*INSTRUCTIONS TO FOLLOW*
Can you output the material exactly as written, minus any pictures it holds?

*DATASET CONTENT*
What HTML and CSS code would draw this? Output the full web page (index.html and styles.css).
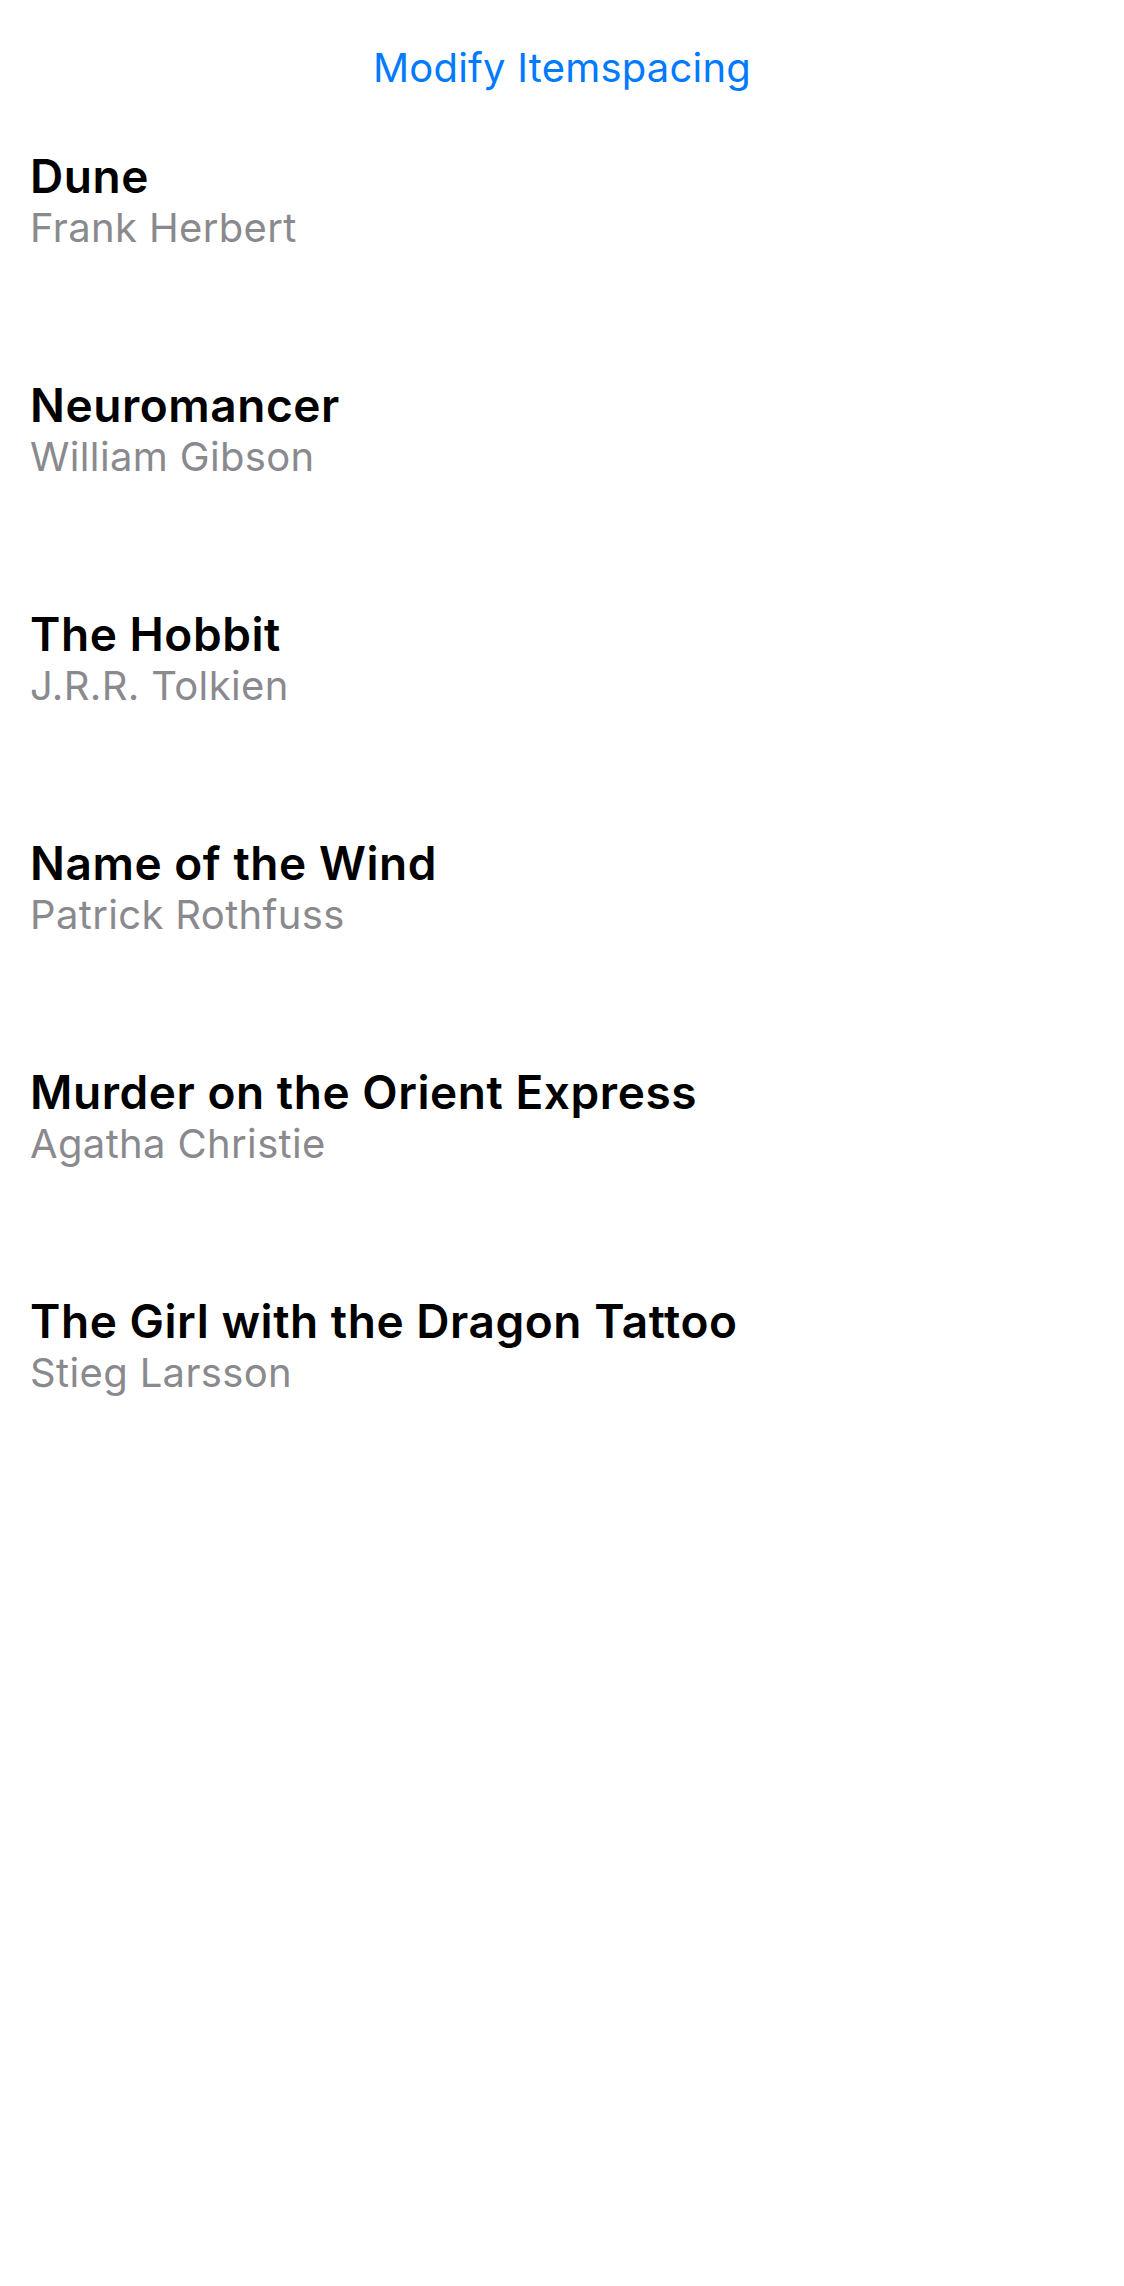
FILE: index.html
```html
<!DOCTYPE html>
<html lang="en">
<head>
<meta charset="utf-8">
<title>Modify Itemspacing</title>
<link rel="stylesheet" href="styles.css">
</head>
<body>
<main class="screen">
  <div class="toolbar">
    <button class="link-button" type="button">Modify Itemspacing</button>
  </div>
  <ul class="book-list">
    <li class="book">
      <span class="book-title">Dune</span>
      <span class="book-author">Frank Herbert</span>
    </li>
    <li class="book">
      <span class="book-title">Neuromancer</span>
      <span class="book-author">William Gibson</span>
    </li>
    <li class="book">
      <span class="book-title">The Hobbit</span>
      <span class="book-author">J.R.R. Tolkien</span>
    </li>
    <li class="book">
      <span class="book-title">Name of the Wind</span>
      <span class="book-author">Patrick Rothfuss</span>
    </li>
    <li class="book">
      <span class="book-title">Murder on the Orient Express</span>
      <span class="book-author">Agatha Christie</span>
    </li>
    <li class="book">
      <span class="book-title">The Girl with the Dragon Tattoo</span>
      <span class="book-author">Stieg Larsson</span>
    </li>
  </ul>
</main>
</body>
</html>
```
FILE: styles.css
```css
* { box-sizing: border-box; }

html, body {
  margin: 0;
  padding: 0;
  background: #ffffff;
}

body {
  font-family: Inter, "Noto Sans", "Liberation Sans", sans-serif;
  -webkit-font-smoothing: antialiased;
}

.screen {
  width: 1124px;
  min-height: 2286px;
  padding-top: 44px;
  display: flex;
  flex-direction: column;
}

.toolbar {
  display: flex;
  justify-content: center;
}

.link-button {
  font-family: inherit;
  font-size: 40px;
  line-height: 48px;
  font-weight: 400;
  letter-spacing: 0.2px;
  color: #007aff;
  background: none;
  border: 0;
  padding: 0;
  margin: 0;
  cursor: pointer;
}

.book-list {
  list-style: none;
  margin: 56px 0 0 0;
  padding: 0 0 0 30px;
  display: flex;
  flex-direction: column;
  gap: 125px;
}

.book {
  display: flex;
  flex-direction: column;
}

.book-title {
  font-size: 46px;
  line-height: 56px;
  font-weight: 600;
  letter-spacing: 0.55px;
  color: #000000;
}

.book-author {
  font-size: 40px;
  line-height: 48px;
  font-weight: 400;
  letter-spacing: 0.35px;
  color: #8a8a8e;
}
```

*RESULT FOR THIS EXERCISE*
What HTML and CSS code would draw this? Output the full web page (index.html and styles.css).
FILE: index.html
```html
<!DOCTYPE html>
<html lang="en">
<head>
<meta charset="utf-8">
<title>Modify Itemspacing</title>
<link rel="stylesheet" href="styles.css">
</head>
<body>
<main class="screen">
  <div class="toolbar">
    <button class="link-button" type="button">Modify Itemspacing</button>
  </div>
  <ul class="book-list">
    <li class="book">
      <span class="book-title">Dune</span>
      <span class="book-author">Frank Herbert</span>
    </li>
    <li class="book">
      <span class="book-title">Neuromancer</span>
      <span class="book-author">William Gibson</span>
    </li>
    <li class="book">
      <span class="book-title">The Hobbit</span>
      <span class="book-author">J.R.R. Tolkien</span>
    </li>
    <li class="book">
      <span class="book-title">Name of the Wind</span>
      <span class="book-author">Patrick Rothfuss</span>
    </li>
    <li class="book">
      <span class="book-title">Murder on the Orient Express</span>
      <span class="book-author">Agatha Christie</span>
    </li>
    <li class="book">
      <span class="book-title">The Girl with the Dragon Tattoo</span>
      <span class="book-author">Stieg Larsson</span>
    </li>
  </ul>
</main>
</body>
</html>
```
FILE: styles.css
```css
* { box-sizing: border-box; }

html, body {
  margin: 0;
  padding: 0;
  background: #ffffff;
}

body {
  font-family: Inter, "Noto Sans", "Liberation Sans", sans-serif;
  -webkit-font-smoothing: antialiased;
}

.screen {
  width: 1124px;
  min-height: 2286px;
  padding-top: 44px;
  display: flex;
  flex-direction: column;
}

.toolbar {
  display: flex;
  justify-content: center;
}

.link-button {
  font-family: inherit;
  font-size: 40px;
  line-height: 48px;
  font-weight: 400;
  letter-spacing: 0.2px;
  color: #007aff;
  background: none;
  border: 0;
  padding: 0;
  margin: 0;
  cursor: pointer;
}

.book-list {
  list-style: none;
  margin: 56px 0 0 0;
  padding: 0 0 0 30px;
  display: flex;
  flex-direction: column;
  gap: 125px;
}

.book {
  display: flex;
  flex-direction: column;
}

.book-title {
  font-size: 46px;
  line-height: 56px;
  font-weight: 600;
  letter-spacing: 0.55px;
  color: #000000;
}

.book-author {
  font-size: 40px;
  line-height: 48px;
  font-weight: 400;
  letter-spacing: 0.35px;
  color: #8a8a8e;
}
```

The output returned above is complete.